Coffee: Does a Body Good?
Cup of coffee.
That morning cup of coffee may do more than just perk you up. A new study shows that coffee is the primary source of antioxidants for Americans.
This finding may come as a surprise to some since scientists and nutrition experts usually tout fruits and vegetables as the best source of antioxidants - chemicals that prevent cellular damage. But, this study shows for the first time that Americans get most of their antioxidants from their daily fix of java.
"Americans get more of their antioxidants from coffee than any other dietary source," said study leader Joe Vinson of the University of Scranton. "Nothing else comes close."
And don't worry if you can't handle the full strength stuff - this study suggests that decaf provides similar antioxidant levels. This comes as good news for the nearly half of all Americans that depend on coffee for that morning pick-me-up.
No need to go out and start chugging coffee, though. "One to two cups a day appear to be beneficial," Vinson said.
Or, if you don't like coffee, try black tea, the second most consumed antioxidant source. Bananas, dry beans, and corn wrap up the top five.

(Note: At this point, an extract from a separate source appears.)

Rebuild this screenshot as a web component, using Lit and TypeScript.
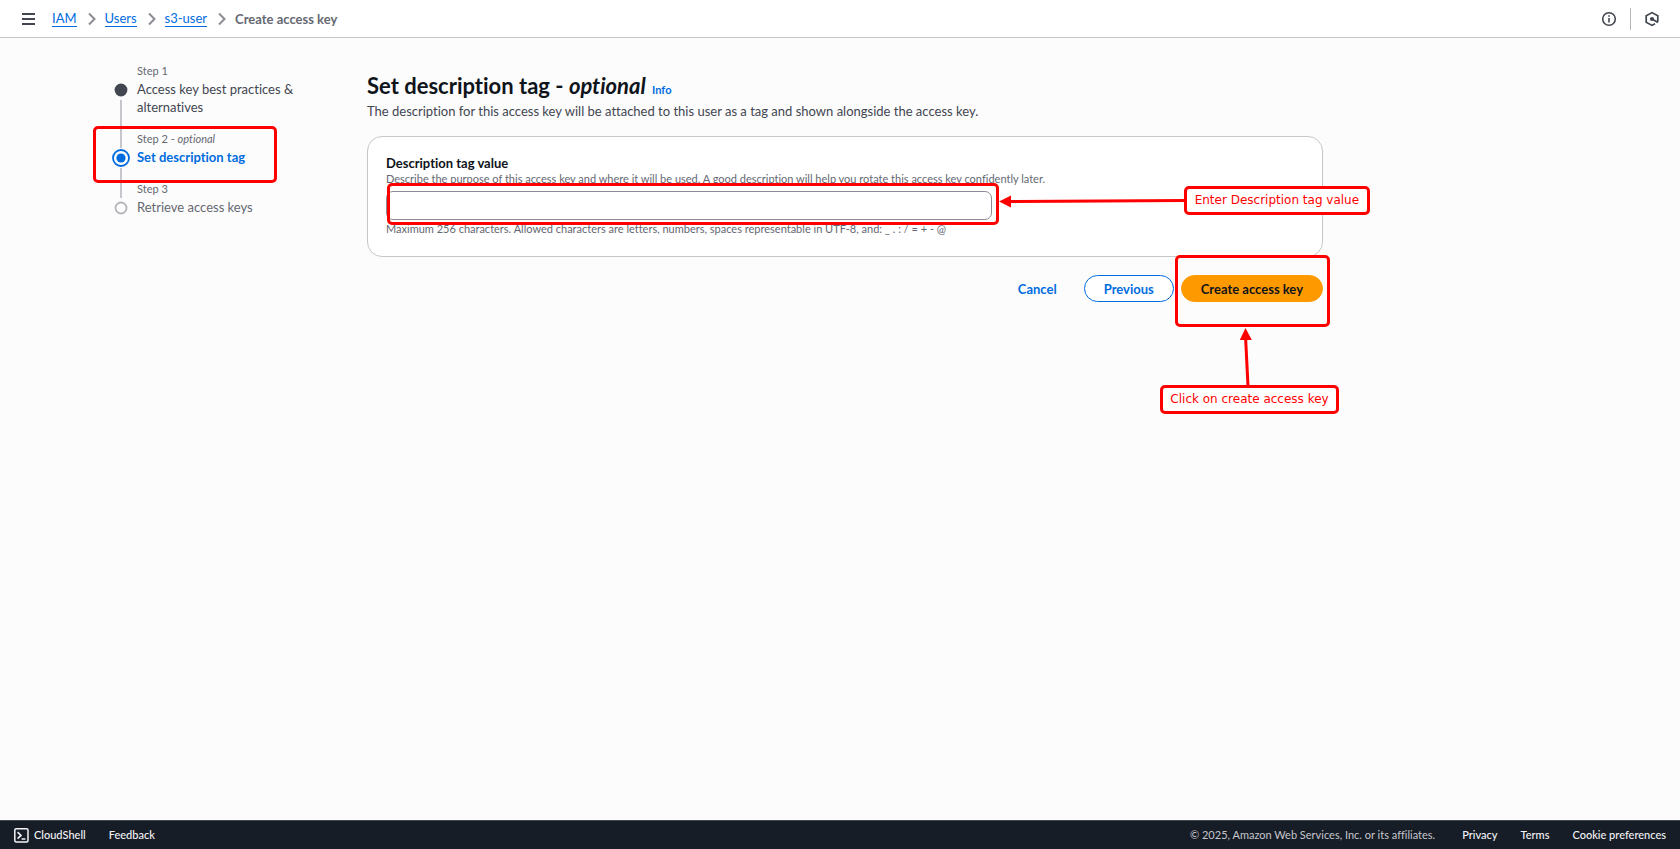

Oxidation, a normal biological process that breaks down chemicals in our bodies, also creates highly reactive free radicals which can attack our cells. Exposure to tobacco smoke and radiation can also create free radicals.

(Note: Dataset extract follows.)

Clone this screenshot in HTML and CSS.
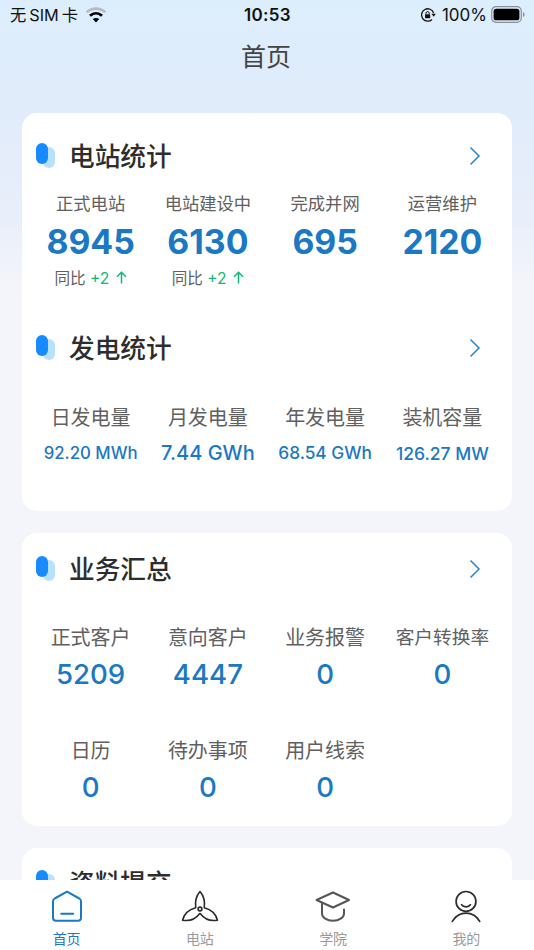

If allowed to do their thing, free radicals can cause permanent damage to the body. Antioxidants, which have been linked to protection against heart disease and cancer, work like a sheriff in the Wild West by rounding up and neutralizing damaging radicals in the system.
However, Vinson cautions that high antioxidant levels in foods and beverages don't always translate into high levels in the body. It all depends on how the body absorbs and uses the antioxidants, says Vinson. The finer points of this process still stump scientists, but they know that antioxidants from different sources get used differently.

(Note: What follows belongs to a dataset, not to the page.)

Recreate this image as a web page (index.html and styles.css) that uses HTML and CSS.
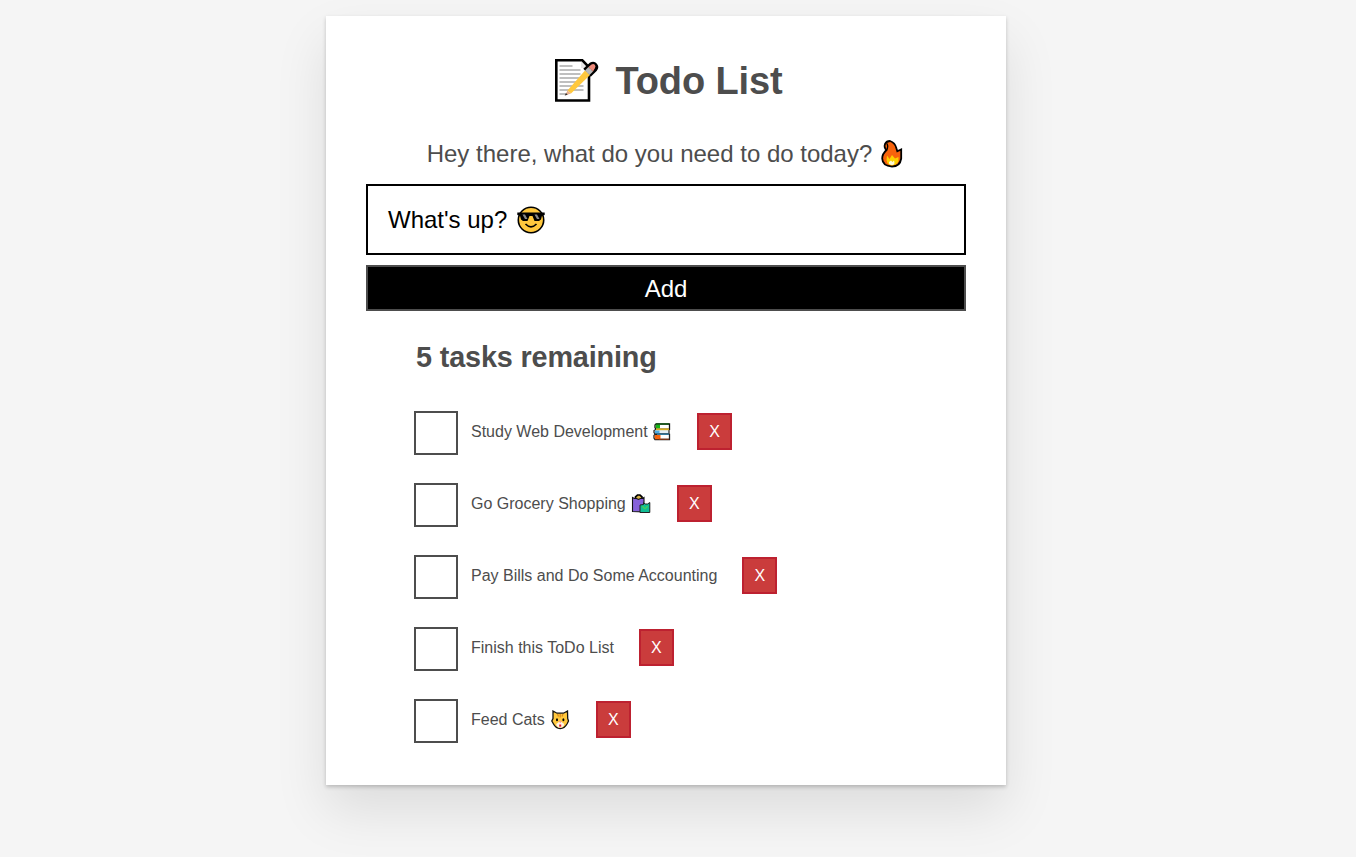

Vinson and his colleagues analyzed the antioxidant content of more than 100 common food items, including fruits, vegetables, nuts, spices, oils, and common beverages. Next, they compared this data to an existing U.S. Department of Agriculture database detailing the contribution of each food item to the average estimated American's consumption.
While some of the other foods contained more antioxidants, none could match coffee's frequency of consumption. Dates, cranberries, and red grapes are tops for antioxidant concentration per serving.
"Unfortunately, consumers are still not eating enough fruits and vegetables, which are better for you from an overall nutritional point of view due to their higher content of vitamins, minerals, and fibers," Vinson said.
This study, which was funded by the American Cocoa Research Institute, was presented this week at the 230th national meeting of the American Chemical Society.